For the best compromise between the two, hybrid in-mold helmet have an additional hardshell layer to improve durability. This also tends to make then a bit heavier than in-mold helmets, but they’re a better option for freestyle or park riders, or backcountry skiers taking on serious mountain terrain. Aesthetically, they’ll also last longer (and stay unblemished) thanks to their build, but this increases the price point to $250+. That’s why they’re popular for athletes and serious skiers, but maybe not for beginners.
Buying Guide: How We Chose the Best Ski Helmets
Although not as technical as skis or ski boots, there are still a few things to know about ski helmets before pulling the trigger on a new one. Here’s what we looked for while testing the best ski helmets online.
Safety and Construction: Instead of simply stopping superficial injury, the best ski helmets actually absorb impact. All of the helmets on this list offer quality protection through impact-absorbing foam, durable shells, or MIPS tech (multidirectional impact system) to reduce rotational impacts that cause brain injury.

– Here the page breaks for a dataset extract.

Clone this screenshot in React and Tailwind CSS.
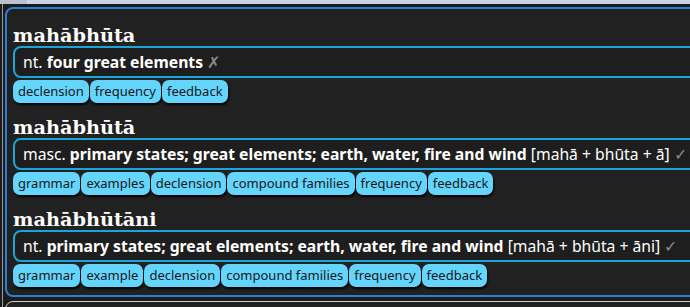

Ventilation: Because the conditions on the mountain can change on dime from freezing winds to sweltering sun, you’ll want a helmet with various temperature control options. We prioritized helmets with adjustable vents over insulation since you can get cooling airflow on warm days and protection on cold ones.
Fit Adjustability: Helmet fit is key to your protection, especially if you’re wearing bulky beanies or headbands underneath. Most of the helmets on this list come with built-in, adjustable harnesses you can adjust on the fly, or external dial system you can turn even with gloves on.
Weight: Ski helmets vary by weight, but that extra bulk will be noticeable after a long day on the slopes, especially if you’re backcountry skiing with a loaded pack. This list features a combination of lightweight picks and tank-like helmets, but nothing exceeds 13 ounces.